The bacterium
Staphylococcus aureus is one of the pathogens responsible for hospital-acquired pneumonia that has become resistant to antibiotics. Researchers are studying an alternative treatment using Lysostaphin enzyme. The enzyme bacteriolytic property enables to target the vital integrity of
S. aureus by reacting with the peptidoglycan polymer lining the bacterial wall.

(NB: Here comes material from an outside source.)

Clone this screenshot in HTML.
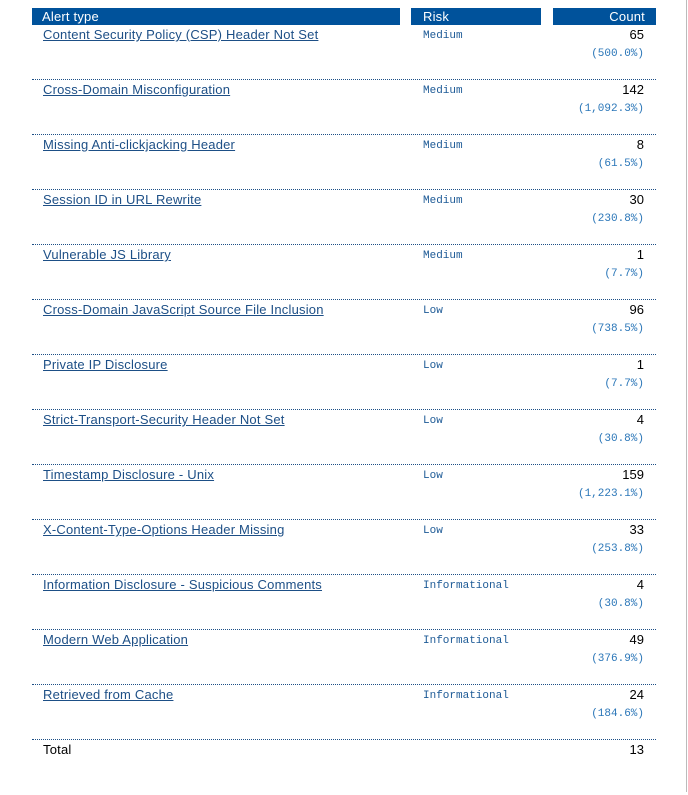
<!DOCTYPE html>
<html><head><meta charset="utf-8"><style>
body{margin:0;width:688px;height:792px;background:#fff;position:relative;overflow:hidden;font-family:"Liberation Sans",sans-serif;font-size:13px;}
.vl{position:absolute;left:686px;top:0;width:1px;height:792px;background:#bbb}
.h{position:absolute;top:8px;height:17px;background:#00529b;color:#fff;font-size:13px;line-height:17px;letter-spacing:0.2px}
.row{position:absolute;left:32px;width:624px;height:55px}
.sep{position:absolute;left:0;bottom:0;width:624px;border-bottom:1px dotted #1d4f86}
.n{position:absolute;left:11px;top:2px;color:#1d4f86;text-decoration:underline;line-height:16px;letter-spacing:0.2px;white-space:nowrap}
.r{position:absolute;left:391px;top:3px;font-family:"Liberation Mono",monospace;font-size:11px;color:#1d5a96;line-height:16px}
.c{position:absolute;right:12px;top:2px;color:#000;line-height:16px}
.p{position:absolute;right:12px;top:21px;font-family:"Liberation Mono",monospace;font-size:11px;color:#2a76b8;line-height:16px}
</style></head><body>
<div class="vl"></div>
<div class="h" style="left:32px;width:358px;padding-left:10px">Alert type</div>
<div class="h" style="left:411px;width:118px;padding-left:12px">Risk</div>
<div class="h" style="left:553px;width:92px;padding-right:11px;text-align:right">Count</div>

<div class="row" style="top:25px"><div class="n">Content Security Policy (CSP) Header Not Set</div><div class="r">Medium</div><div class="c">65</div><div class="p">(500.0%)</div><div class="sep"></div></div>
<div class="row" style="top:80px"><div class="n">Cross-Domain Misconfiguration</div><div class="r">Medium</div><div class="c">142</div><div class="p">(1,092.3%)</div><div class="sep"></div></div>
<div class="row" style="top:135px"><div class="n">Missing Anti-clickjacking Header</div><div class="r">Medium</div><div class="c">8</div><div class="p">(61.5%)</div><div class="sep"></div></div>
<div class="row" style="top:190px"><div class="n">Session ID in URL Rewrite</div><div class="r">Medium</div><div class="c">30</div><div class="p">(230.8%)</div><div class="sep"></div></div>
<div class="row" style="top:245px"><div class="n">Vulnerable JS Library</div><div class="r">Medium</div><div class="c">1</div><div class="p">(7.7%)</div><div class="sep"></div></div>
<div class="row" style="top:300px"><div class="n">Cross-Domain JavaScript Source File Inclusion</div><div class="r">Low</div><div class="c">96</div><div class="p">(738.5%)</div><div class="sep"></div></div>
<div class="row" style="top:355px"><div class="n">Private IP Disclosure</div><div class="r">Low</div><div class="c">1</div><div class="p">(7.7%)</div><div class="sep"></div></div>
<div class="row" style="top:410px"><div class="n">Strict-Transport-Security Header Not Set</div><div class="r">Low</div><div class="c">4</div><div class="p">(30.8%)</div><div class="sep"></div></div>
<div class="row" style="top:465px"><div class="n">Timestamp Disclosure - Unix</div><div class="r">Low</div><div class="c">159</div><div class="p">(1,223.1%)</div><div class="sep"></div></div>
<div class="row" style="top:520px"><div class="n">X-Content-Type-Options Header Missing</div><div class="r">Low</div><div class="c">33</div><div class="p">(253.8%)</div><div class="sep"></div></div>
<div class="row" style="top:575px"><div class="n">Information Disclosure - Suspicious Comments</div><div class="r">Informational</div><div class="c">4</div><div class="p">(30.8%)</div><div class="sep"></div></div>
<div class="row" style="top:630px"><div class="n">Modern Web Application</div><div class="r">Informational</div><div class="c">49</div><div class="p">(376.9%)</div><div class="sep"></div></div>
<div class="row" style="top:685px"><div class="n">Retrieved from Cache</div><div class="r">Informational</div><div class="c">24</div><div class="p">(184.6%)</div><div class="sep"></div></div>
<div class="row" style="top:740px"><div class="n" style="color:#000;text-decoration:none">Total</div><div class="c">13</div></div>
</body></html>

To understand how it works precisely, researchers at IRIG used two enzymes of the same family Lysostaphin and LytM that are evolutionarily related but have different functions
The Irig team studied the high lytic activity of the enzymes Lysostaphin and LytM against the bacterium
S. aureus, by targeting the glycil-glycine bridge linking the peptide strands of the bacterial wall polymer. Monitoring of the catalytic reaction revealed these two enzymes acted in a similar way on the polymer fragments but only Lysostaphin was capable of solubilising the entire polymer .

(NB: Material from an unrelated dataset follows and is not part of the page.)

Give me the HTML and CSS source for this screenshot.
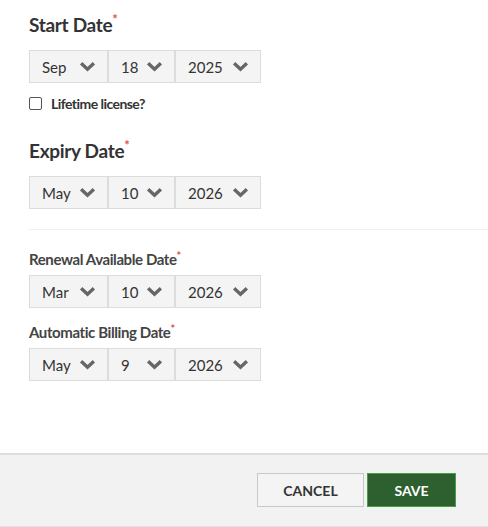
FILE: index.html
```html
<!DOCTYPE html>
<html>
<head>
  <title>License Dates</title>
  <meta name="viewport" content="width=device-width, initial-scale=1">
  <link rel="stylesheet" href="styles.css">
</head>
<body>
  <div class="form-body">
    <h2 class="section-title">Start Date<span class="req">*</span></h2>
    <div class="date-row">
      <div class="pick pick-month">Sep<svg class="chev" viewBox="0 0 16 10"><path d="M2 2l6 5.5L14 2"/></svg></div>
      <div class="pick pick-day">18<svg class="chev" viewBox="0 0 16 10"><path d="M2 2l6 5.5L14 2"/></svg></div>
      <div class="pick pick-year">2025<svg class="chev" viewBox="0 0 16 10"><path d="M2 2l6 5.5L14 2"/></svg></div>
    </div>
    <label class="check-row"><span class="box"></span>Lifetime license?</label>

    <h2 class="section-title expiry">Expiry Date<span class="req">*</span></h2>
    <div class="date-row">
      <div class="pick pick-month">May<svg class="chev" viewBox="0 0 16 10"><path d="M2 2l6 5.5L14 2"/></svg></div>
      <div class="pick pick-day">10<svg class="chev" viewBox="0 0 16 10"><path d="M2 2l6 5.5L14 2"/></svg></div>
      <div class="pick pick-year">2026<svg class="chev" viewBox="0 0 16 10"><path d="M2 2l6 5.5L14 2"/></svg></div>
    </div>

    <hr class="divider">

    <div class="field-label">Renewal Available Date<span class="req">*</span></div>
    <div class="date-row">
      <div class="pick pick-month">Mar<svg class="chev" viewBox="0 0 16 10"><path d="M2 2l6 5.5L14 2"/></svg></div>
      <div class="pick pick-day">10<svg class="chev" viewBox="0 0 16 10"><path d="M2 2l6 5.5L14 2"/></svg></div>
      <div class="pick pick-year">2026<svg class="chev" viewBox="0 0 16 10"><path d="M2 2l6 5.5L14 2"/></svg></div>
    </div>

    <div class="field-label billing">Automatic Billing Date<span class="req">*</span></div>
    <div class="date-row">
      <div class="pick pick-month">May<svg class="chev" viewBox="0 0 16 10"><path d="M2 2l6 5.5L14 2"/></svg></div>
      <div class="pick pick-day">9<svg class="chev" viewBox="0 0 16 10"><path d="M2 2l6 5.5L14 2"/></svg></div>
      <div class="pick pick-year">2026<svg class="chev" viewBox="0 0 16 10"><path d="M2 2l6 5.5L14 2"/></svg></div>
    </div>
  </div>

  <div class="footer">
    <button class="btn btn-cancel">CANCEL</button>
    <button class="btn btn-save">SAVE</button>
  </div>
</body>
</html>
```

FILE: styles.css
```css
body {
  margin: 0;
  font-family: Lato, "Open Sans", sans-serif;
  color: #333;
  background: #fff;
}
/* main form area */
.form-body {
  box-sizing: border-box;
  padding: 13px 0 0 29px;
  height: 453px;
}
.section-title {
  margin: 0 0 13px 0;
  font-size: 19px;
  font-weight: 700;
  color: #333;
  line-height: 24px;
  letter-spacing: -0.3px;
}
.section-title.expiry {
  margin-top: 27px;
}
.req {
  color: #d9534f;
  font-size: 13px;
  vertical-align: top;
  line-height: 13px;
}
.field-label .req {
  font-size: 11px;
  line-height: 11px;
}
/* date pickers */
.date-row {
  display: flex;
  height: 33px;
}
.pick {
  display: flex;
  align-items: center;
  justify-content: space-between;
  box-sizing: border-box;
  height: 33px;
  padding: 0 11px 0 12px;
  background: #f4f4f4;
  border: 1px solid #dcdcdc;
  font-size: 15px;
  color: #333;
}
.pick-month { width: 79px; }
.pick-day { width: 67px; }
.pick-year { width: 86px; }
.chev {
  width: 17px;
  height: 11px;
  fill: none;
  stroke: #666;
  stroke-width: 3.2;
}
.check-row {
  display: flex;
  align-items: center;
  margin-top: 12px;
  font-size: 14px;
  font-weight: 700;
  letter-spacing: -0.55px;
  color: #333;
}
.box {
  width: 11px;
  height: 11px;
  border: 1px solid #555;
  border-radius: 2px;
  margin-right: 9px;
}
.divider {
  border: none;
  border-top: 1px solid #f0f0f0;
  margin: 20px 0 20px 0;
}
.field-label {
  font-size: 15px;
  font-weight: 700;
  color: #444;
  letter-spacing: -0.4px;
  margin-bottom: 7px;
  line-height: 18px;
}
.field-label.billing {
  margin-top: 15px;
}
/* footer bar */
.footer {
  box-sizing: border-box;
  height: 74px;
  border-top: 2px solid #dedede;
  border-bottom: 1px solid #e2e2e2;
  background: #f2f2f2;
  display: flex;
  justify-content: flex-end;
  align-items: flex-start;
  padding: 18px 32px 0 0;
  gap: 3px;
}
.btn {
  height: 34px;
  border-radius: 0;
  font-family: Lato, "Open Sans", sans-serif;
  font-size: 14px;
  font-weight: 700;
  cursor: pointer;
}
.btn-cancel {
  width: 107px;
  background: #f4f4f4;
  border: 1px solid #c8c8c8;
  color: #333;
}
.btn-save {
  width: 89px;
  background: #2d5f2f;
  border: 1px solid #43a047;
  color: #fff;
}
```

Analysis of the nuclear magnetic resonance NMR characterization data led to coherent models for the docking of the enzymes on the polymer.
The researchers have shown that each enzyme reacts distinctly with the polymer depending on the complexity of
cross-linking and therefore has different biological functions (
cf. figure).
Figure: model of the activity of two enzymes LytM and Lysostaphin belonging to the same family but modulated differently by the state of cross-linking of bacterial peptidoglycan. Credit CEA
Using nuclear magnetic resonance NMR, combined with mass spectrometry, this work proposes a model in which peptidoglycan
cross-linking affects the activity and selectivity of the enzymes Lysostaphin and LytM differently, underpinning the specific role of each structurally related enzyme. These results highlight the complex interaction between enzymes and their substrates. They pave the way for targeted antibacterial strategies.
Cross-linking is a linear transformation into a three-dimensional polymer.